Copy out the listing that follows, exact in every word, and skip the images.

### Dataset section
┄┄┄┄┄┄┄┄┄┄┄┄┄┄┄┄┄┄┄┄

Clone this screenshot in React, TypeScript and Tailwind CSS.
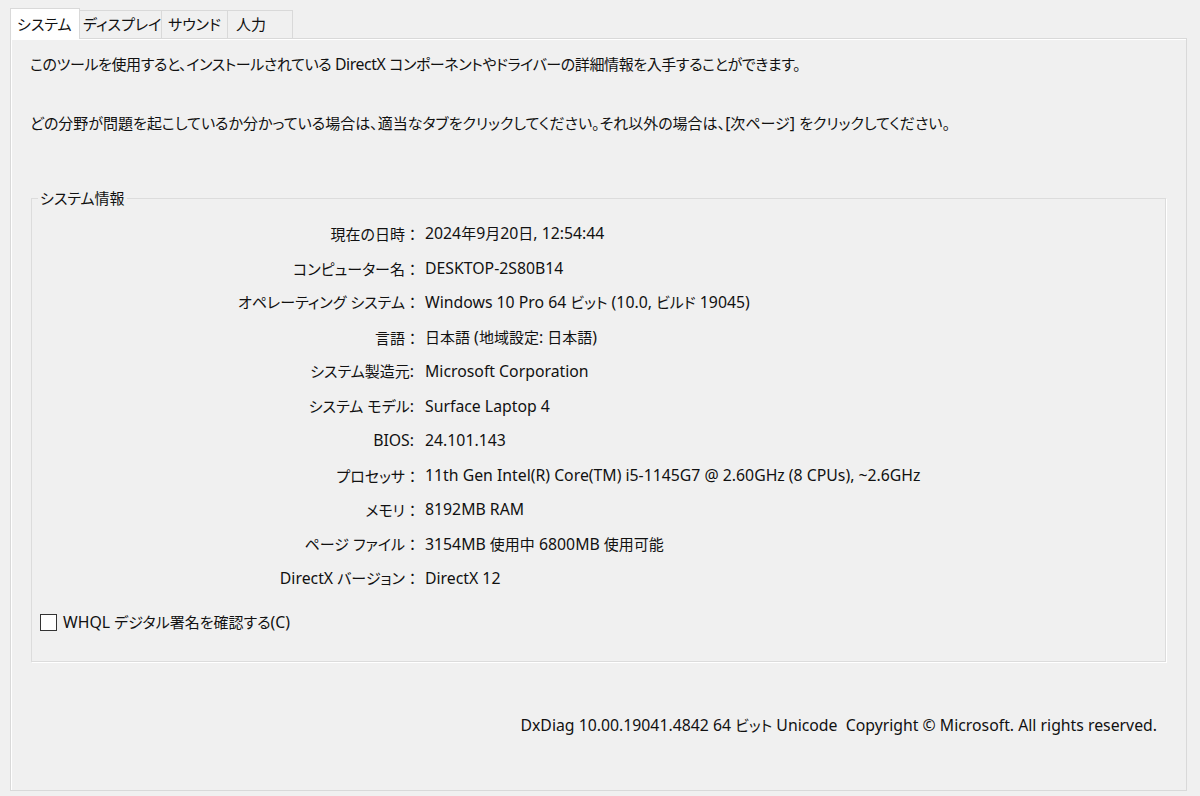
import React from "react";

const rows: [string, string][] = [
  ["現在の日時：", "2024年9月20日, 12:54:44"],
  ["コンピューター名：", "DESKTOP-2S80B14"],
  ["オペレーティング システム：", "Windows 10 Pro 64 ビット (10.0, ビルド 19045)"],
  ["言語：", "日本語 (地域設定: 日本語)"],
  ["システム製造元:", "Microsoft Corporation"],
  ["システム モデル:", "Surface Laptop 4"],
  ["BIOS:", "24.101.143"],
  ["プロセッサ：", "11th Gen Intel(R) Core(TM) i5-1145G7 @ 2.60GHz (8 CPUs), ~2.6GHz"],
  ["メモリ：", "8192MB RAM"],
  ["ページ ファイル：", "3154MB 使用中 6800MB 使用可能"],
  ["DirectX バージョン：", "DirectX 12"],
];

function T({ s }: { s: string }) {
  const parts = s.split(/([\u0020-\u024F\u00A9]+|：)/).filter((p) => p.length > 0);
  return (
    <>
      {parts.map((p, i) =>
        p === "：" ? (
          <span key={i} className="[font-feature-settings:normal] mr-[-6px]">
            {p}
          </span>
        ) : /^[\u0020-\u024F\u00A9]+$/.test(p) ? (
          <span key={i} className="text-[15.8px]">
            {p}
          </span>
        ) : (
          <span key={i}>{p}</span>
        )
      )}
    </>
  );
}

export default function App() {
  return (
    <div className="w-[1200px] h-[796px] overflow-hidden bg-[#f0f0f0] pt-[8px] pl-[10px] pr-[13px] pb-[5px] flex flex-col text-[15px] text-[#111] font-['Noto_Sans','Noto_Sans_CJK_JP',sans-serif] [font-feature-settings:'palt']">
      {/* Tabs */}
      <div className="flex items-end h-[30px] relative z-10 whitespace-nowrap">
        <div className="h-[31px] w-[70px] bg-white border border-b-0 border-[#d9d9d9] pl-[6px] flex items-center -mb-px">
          システム
        </div>
        <div className="h-[28px] w-[82px] border-t border-r border-[#d9d9d9] pl-[3px] flex items-center">
          ディスプレイ
        </div>
        <div className="h-[28px] w-[66px] border-t border-r border-[#d9d9d9] pl-[6px] flex items-center">
          サウンド
        </div>
        <div className="h-[28px] w-[65px] border-t border-r border-[#d9d9d9] pl-[8px] flex items-center">
          人力
        </div>
      </div>

      {/* Panel */}
      <div className="flex-1 border border-[#d9d9d9] shadow-[inset_1px_1px_0_#ffffff] pt-[15px] pl-[19px] pr-[20px] flex flex-col">
        <p className="h-[20px] leading-[20px] whitespace-nowrap tracking-[-0.4px]">
          <T s="このツールを使用すると、インストールされている DirectX コンポーネントやドライバーの詳細情報を入手することができます。" />
        </p>
        <p className="h-[20px] leading-[20px] mt-[39px] whitespace-nowrap">
          <T s="どの分野が問題を起こしているか分かっている場合は、適当なタブをクリックしてください。それ以外の場合は、[次ページ] をクリックしてください。" />
        </p>

        <fieldset className="mt-[55px] ml-[1px] border border-[#dcdcdc] shadow-[1px_1px_0_#ffffff] pb-[28px]">
          <legend className="ml-[6px] px-[2px] h-[20px] leading-[20px]">システム情報</legend>
          <div className="pt-[9px] flex flex-col">
            {rows.map(([label, value]) => (
              <div key={label} className="h-[34.5px] flex items-center">
                <div className="w-[382px] text-right whitespace-nowrap">
                  <T s={label} />
                </div>
                <div className="pl-[11px] whitespace-nowrap">
                  <T s={value} />
                </div>
              </div>
            ))}
          </div>
          <label className="mt-[16px] ml-[8px] h-[20px] flex items-center gap-[6px]">
            <span className="w-[17px] h-[17px] border border-[#333] bg-white shrink-0" />
            <span>
              <T s="WHQL デジタル署名を確認する(C)" />
            </span>
          </label>
        </fieldset>

        <div className="mt-[53px] h-[20px] leading-[20px] text-right pr-[9px] whitespace-pre">
          <T s="DxDiag 10.00.19041.4842 64 ビット Unicode  Copyright © Microsoft. All rights reserved." />
        </div>
      </div>
    </div>
  );
}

┄┄┄┄┄┄┄┄┄┄┄┄┄┄┄┄┄┄┄┄

### Problem solution
Clone this screenshot in React, TypeScript and Tailwind CSS.
import React from "react";

const rows: [string, string][] = [
  ["現在の日時：", "2024年9月20日, 12:54:44"],
  ["コンピューター名：", "DESKTOP-2S80B14"],
  ["オペレーティング システム：", "Windows 10 Pro 64 ビット (10.0, ビルド 19045)"],
  ["言語：", "日本語 (地域設定: 日本語)"],
  ["システム製造元:", "Microsoft Corporation"],
  ["システム モデル:", "Surface Laptop 4"],
  ["BIOS:", "24.101.143"],
  ["プロセッサ：", "11th Gen Intel(R) Core(TM) i5-1145G7 @ 2.60GHz (8 CPUs), ~2.6GHz"],
  ["メモリ：", "8192MB RAM"],
  ["ページ ファイル：", "3154MB 使用中 6800MB 使用可能"],
  ["DirectX バージョン：", "DirectX 12"],
];

function T({ s }: { s: string }) {
  const parts = s.split(/([\u0020-\u024F\u00A9]+|：)/).filter((p) => p.length > 0);
  return (
    <>
      {parts.map((p, i) =>
        p === "：" ? (
          <span key={i} className="[font-feature-settings:normal] mr-[-6px]">
            {p}
          </span>
        ) : /^[\u0020-\u024F\u00A9]+$/.test(p) ? (
          <span key={i} className="text-[15.8px]">
            {p}
          </span>
        ) : (
          <span key={i}>{p}</span>
        )
      )}
    </>
  );
}

export default function App() {
  return (
    <div className="w-[1200px] h-[796px] overflow-hidden bg-[#f0f0f0] pt-[8px] pl-[10px] pr-[13px] pb-[5px] flex flex-col text-[15px] text-[#111] font-['Noto_Sans','Noto_Sans_CJK_JP',sans-serif] [font-feature-settings:'palt']">
      {/* Tabs */}
      <div className="flex items-end h-[30px] relative z-10 whitespace-nowrap">
        <div className="h-[31px] w-[70px] bg-white border border-b-0 border-[#d9d9d9] pl-[6px] flex items-center -mb-px">
          システム
        </div>
        <div className="h-[28px] w-[82px] border-t border-r border-[#d9d9d9] pl-[3px] flex items-center">
          ディスプレイ
        </div>
        <div className="h-[28px] w-[66px] border-t border-r border-[#d9d9d9] pl-[6px] flex items-center">
          サウンド
        </div>
        <div className="h-[28px] w-[65px] border-t border-r border-[#d9d9d9] pl-[8px] flex items-center">
          人力
        </div>
      </div>

      {/* Panel */}
      <div className="flex-1 border border-[#d9d9d9] shadow-[inset_1px_1px_0_#ffffff] pt-[15px] pl-[19px] pr-[20px] flex flex-col">
        <p className="h-[20px] leading-[20px] whitespace-nowrap tracking-[-0.4px]">
          <T s="このツールを使用すると、インストールされている DirectX コンポーネントやドライバーの詳細情報を入手することができます。" />
        </p>
        <p className="h-[20px] leading-[20px] mt-[39px] whitespace-nowrap">
          <T s="どの分野が問題を起こしているか分かっている場合は、適当なタブをクリックしてください。それ以外の場合は、[次ページ] をクリックしてください。" />
        </p>

        <fieldset className="mt-[55px] ml-[1px] border border-[#dcdcdc] shadow-[1px_1px_0_#ffffff] pb-[28px]">
          <legend className="ml-[6px] px-[2px] h-[20px] leading-[20px]">システム情報</legend>
          <div className="pt-[9px] flex flex-col">
            {rows.map(([label, value]) => (
              <div key={label} className="h-[34.5px] flex items-center">
                <div className="w-[382px] text-right whitespace-nowrap">
                  <T s={label} />
                </div>
                <div className="pl-[11px] whitespace-nowrap">
                  <T s={value} />
                </div>
              </div>
            ))}
          </div>
          <label className="mt-[16px] ml-[8px] h-[20px] flex items-center gap-[6px]">
            <span className="w-[17px] h-[17px] border border-[#333] bg-white shrink-0" />
            <span>
              <T s="WHQL デジタル署名を確認する(C)" />
            </span>
          </label>
        </fieldset>

        <div className="mt-[53px] h-[20px] leading-[20px] text-right pr-[9px] whitespace-pre">
          <T s="DxDiag 10.00.19041.4842 64 ビット Unicode  Copyright © Microsoft. All rights reserved." />
        </div>
      </div>
    </div>
  );
}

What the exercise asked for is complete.